A pesar de todo, le honra su gesta; anunciarse con seis toros en plena Feria de San Isidro no está al alcance de cualquiera que se vista de luces. Esa es una decisión para elegidos, aunque la vida les demuestre instantes después que están equivocados. El Cid fracasó. Rotundamente. Pero solo pierden los héroes, y solo ganan la vida —o la pierden— los que tienen la gallardía de apostarla.
Claro que nadie podía imaginar que el gran ganadero Victorino Martín iba a traer a Madrid una moruchada de tan alto calibre como la lidiada ayer. No hubo un solo toro que ofreciera las mínimas posibilidades para hacer el toreo. Justos de fuerza, muy desiguales en los caballos, con abundancia de mansedumbre, avisados en banderillas, y sosos, sin casta, deslucidos, ásperos y peligrosos en el tercio final. Dicho con otras palabras: el ganadero debió compartir la bronca final con todo merecimiento.
Claro que nadie podía imaginar que las cuadrillas iban a tener tan mal día; es difícil lidiar peor una corrida de toros, en la que se impuso el desorden, el pánico y las carreras entre el lamentable y justificado choteo general. El tercio de banderillas al cuarto fue impropio de profesionales, incapaces de acercarse con un mínimo de soltura a la cara del toro. Muy mal, también, los picadores, a excepción de Tito Sandoval ante el sexto.
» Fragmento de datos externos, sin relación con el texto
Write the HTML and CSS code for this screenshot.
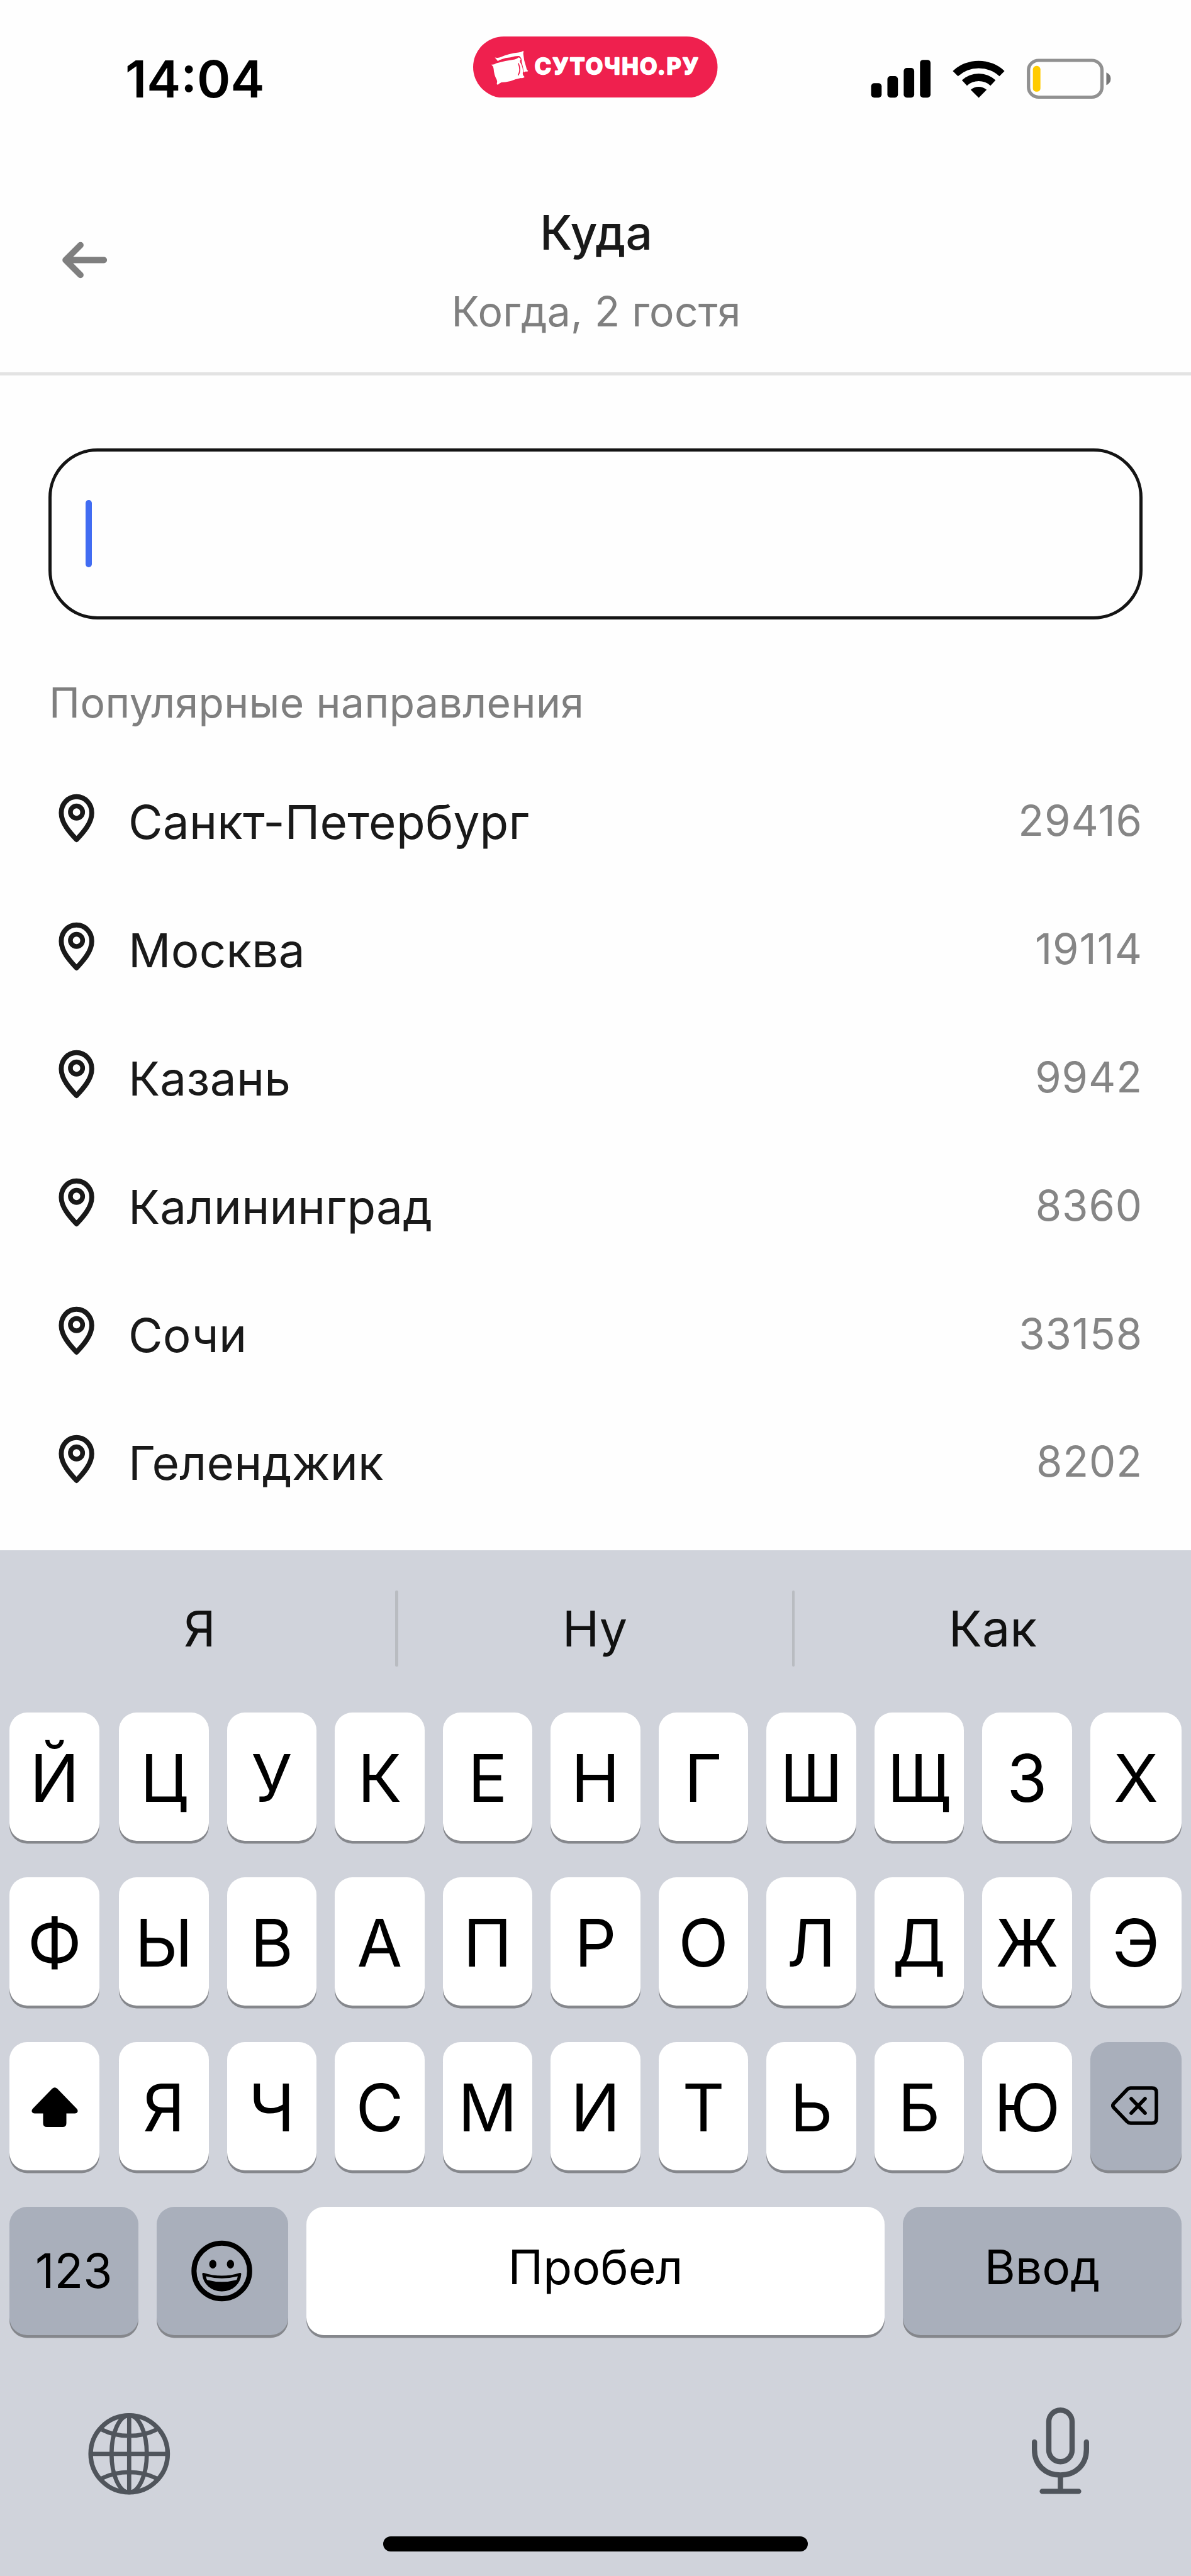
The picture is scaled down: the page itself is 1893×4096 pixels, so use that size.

Mientras la cuadrilla de turno trataba infructuosamente de colocar garapullos a ese cuarto toro entre el griterío popular, El Cid, en barrera, tenía el alma en los pies. Estaba asistiendo en ese momento al derrumbamiento de su sueño más preciado. No habría ya gigante capaz de levantar aquel desastre que, en un momento, se había apoderado del festejo.
Tampoco era imaginable que el propio líder se mostrara toda la corrida tan falto de ideas y encadenado a una terrible sensación de incapacidad. Nunca dijo en voz alta que venía dispuesto a dominar la situación, a mandar, a ser el amo. Le faltaron recursos, no le acompañó la torería y su cara era el espejo nítido de estar fundido, de tener la cabeza a punto de estallar ante la imposibilidad de encontrar el medio para sobrevolar sobre el drama.
Ni un capotazo, ni un quite, un natural —solo uno— en el primero, mal colocado casi siempre y ventajista cuando pudo; a la defensiva y con grandes dosis de inseguridad… En fin, que la tarde estaba gafada.
A todos se nos rompió la esperanza de tanto usarla; a todos se nos fue hundiendo poco a poco la ilusión de un inalcanzable triunfo que merecía la fiesta, el propio torero y la afición. Quien ha sido depositario de la mejor zurda de los últimos años merecía otra suerte. Pero la vida es así de dura. O, quizá, es el sino inescrutable de los héroes.
Toros de Victorino Martín, correctos de presentación, mansos, sosos, deslucidos y peligrosos. Una auténtica moruchada.
Manuel Jesús El Cid: metisaca (silencio); casi entera tendida (silencio); pinchazo y estocada caída (silencio); estocada y dos descabellos (silencio); media tendida y dos descabellos (protestas); media y un descabello (pitos). El torero fue despedido con una gran bronca.
El subalterno David Saugar Pirri sufrió una herida en la axila derecha de 15 centímetros en el tercio de banderillas del cuarto toro. Pronóstico menos grave.
Plaza de las Ventas. 5 de junio. Vigesimonovena corrida de la feria de San Isidro. Lleno.